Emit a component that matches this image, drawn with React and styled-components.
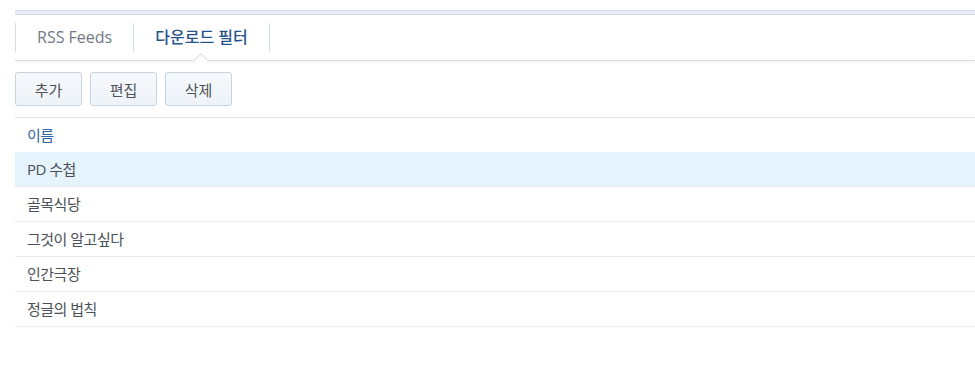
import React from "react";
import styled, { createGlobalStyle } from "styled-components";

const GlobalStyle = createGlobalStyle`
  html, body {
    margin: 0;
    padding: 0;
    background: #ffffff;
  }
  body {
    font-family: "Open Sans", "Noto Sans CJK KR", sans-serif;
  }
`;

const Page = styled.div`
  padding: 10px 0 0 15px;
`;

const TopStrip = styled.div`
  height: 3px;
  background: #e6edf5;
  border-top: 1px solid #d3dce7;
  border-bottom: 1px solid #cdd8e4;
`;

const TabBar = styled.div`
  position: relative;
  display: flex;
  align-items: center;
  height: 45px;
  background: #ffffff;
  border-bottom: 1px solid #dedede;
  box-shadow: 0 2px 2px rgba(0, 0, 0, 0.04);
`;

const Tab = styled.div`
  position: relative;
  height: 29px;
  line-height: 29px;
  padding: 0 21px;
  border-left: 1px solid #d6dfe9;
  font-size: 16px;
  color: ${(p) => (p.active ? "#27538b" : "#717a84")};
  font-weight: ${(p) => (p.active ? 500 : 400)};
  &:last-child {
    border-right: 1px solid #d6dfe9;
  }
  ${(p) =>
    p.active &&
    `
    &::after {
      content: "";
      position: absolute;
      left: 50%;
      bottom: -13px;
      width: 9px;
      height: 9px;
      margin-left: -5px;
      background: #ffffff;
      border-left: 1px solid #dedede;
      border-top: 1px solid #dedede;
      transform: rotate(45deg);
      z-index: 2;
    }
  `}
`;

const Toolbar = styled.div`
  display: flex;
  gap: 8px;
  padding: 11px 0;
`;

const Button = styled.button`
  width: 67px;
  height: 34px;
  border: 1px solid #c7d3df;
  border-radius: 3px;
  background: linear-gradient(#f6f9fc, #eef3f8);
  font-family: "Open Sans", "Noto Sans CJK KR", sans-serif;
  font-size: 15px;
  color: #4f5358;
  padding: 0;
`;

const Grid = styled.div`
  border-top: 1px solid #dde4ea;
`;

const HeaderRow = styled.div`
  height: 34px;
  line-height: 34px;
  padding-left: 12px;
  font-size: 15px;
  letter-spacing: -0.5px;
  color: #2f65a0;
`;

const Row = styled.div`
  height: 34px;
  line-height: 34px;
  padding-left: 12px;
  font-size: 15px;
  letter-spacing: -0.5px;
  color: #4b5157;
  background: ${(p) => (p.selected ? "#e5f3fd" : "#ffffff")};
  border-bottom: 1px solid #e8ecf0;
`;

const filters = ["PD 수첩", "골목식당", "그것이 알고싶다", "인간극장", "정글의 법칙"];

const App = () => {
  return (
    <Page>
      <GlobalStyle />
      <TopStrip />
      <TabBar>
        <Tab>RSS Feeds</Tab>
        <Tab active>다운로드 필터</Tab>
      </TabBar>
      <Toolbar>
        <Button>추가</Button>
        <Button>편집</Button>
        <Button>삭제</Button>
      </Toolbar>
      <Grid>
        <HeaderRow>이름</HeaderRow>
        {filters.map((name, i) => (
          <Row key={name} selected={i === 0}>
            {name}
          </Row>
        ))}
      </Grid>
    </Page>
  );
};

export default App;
────────────────────
● Direction
Would you return the data exactly as written, without the pictures?

● Solved exercise
Emit a component that matches this image, drawn with React and styled-components.
import React from "react";
import styled, { createGlobalStyle } from "styled-components";

const GlobalStyle = createGlobalStyle`
  html, body {
    margin: 0;
    padding: 0;
    background: #ffffff;
  }
  body {
    font-family: "Open Sans", "Noto Sans CJK KR", sans-serif;
  }
`;

const Page = styled.div`
  padding: 10px 0 0 15px;
`;

const TopStrip = styled.div`
  height: 3px;
  background: #e6edf5;
  border-top: 1px solid #d3dce7;
  border-bottom: 1px solid #cdd8e4;
`;

const TabBar = styled.div`
  position: relative;
  display: flex;
  align-items: center;
  height: 45px;
  background: #ffffff;
  border-bottom: 1px solid #dedede;
  box-shadow: 0 2px 2px rgba(0, 0, 0, 0.04);
`;

const Tab = styled.div`
  position: relative;
  height: 29px;
  line-height: 29px;
  padding: 0 21px;
  border-left: 1px solid #d6dfe9;
  font-size: 16px;
  color: ${(p) => (p.active ? "#27538b" : "#717a84")};
  font-weight: ${(p) => (p.active ? 500 : 400)};
  &:last-child {
    border-right: 1px solid #d6dfe9;
  }
  ${(p) =>
    p.active &&
    `
    &::after {
      content: "";
      position: absolute;
      left: 50%;
      bottom: -13px;
      width: 9px;
      height: 9px;
      margin-left: -5px;
      background: #ffffff;
      border-left: 1px solid #dedede;
      border-top: 1px solid #dedede;
      transform: rotate(45deg);
      z-index: 2;
    }
  `}
`;

const Toolbar = styled.div`
  display: flex;
  gap: 8px;
  padding: 11px 0;
`;

const Button = styled.button`
  width: 67px;
  height: 34px;
  border: 1px solid #c7d3df;
  border-radius: 3px;
  background: linear-gradient(#f6f9fc, #eef3f8);
  font-family: "Open Sans", "Noto Sans CJK KR", sans-serif;
  font-size: 15px;
  color: #4f5358;
  padding: 0;
`;

const Grid = styled.div`
  border-top: 1px solid #dde4ea;
`;

const HeaderRow = styled.div`
  height: 34px;
  line-height: 34px;
  padding-left: 12px;
  font-size: 15px;
  letter-spacing: -0.5px;
  color: #2f65a0;
`;

const Row = styled.div`
  height: 34px;
  line-height: 34px;
  padding-left: 12px;
  font-size: 15px;
  letter-spacing: -0.5px;
  color: #4b5157;
  background: ${(p) => (p.selected ? "#e5f3fd" : "#ffffff")};
  border-bottom: 1px solid #e8ecf0;
`;

const filters = ["PD 수첩", "골목식당", "그것이 알고싶다", "인간극장", "정글의 법칙"];

const App = () => {
  return (
    <Page>
      <GlobalStyle />
      <TopStrip />
      <TabBar>
        <Tab>RSS Feeds</Tab>
        <Tab active>다운로드 필터</Tab>
      </TabBar>
      <Toolbar>
        <Button>추가</Button>
        <Button>편집</Button>
        <Button>삭제</Button>
      </Toolbar>
      <Grid>
        <HeaderRow>이름</HeaderRow>
        {filters.map((name, i) => (
          <Row key={name} selected={i === 0}>
            {name}
          </Row>
        ))}
      </Grid>
    </Page>
  );
};

export default App;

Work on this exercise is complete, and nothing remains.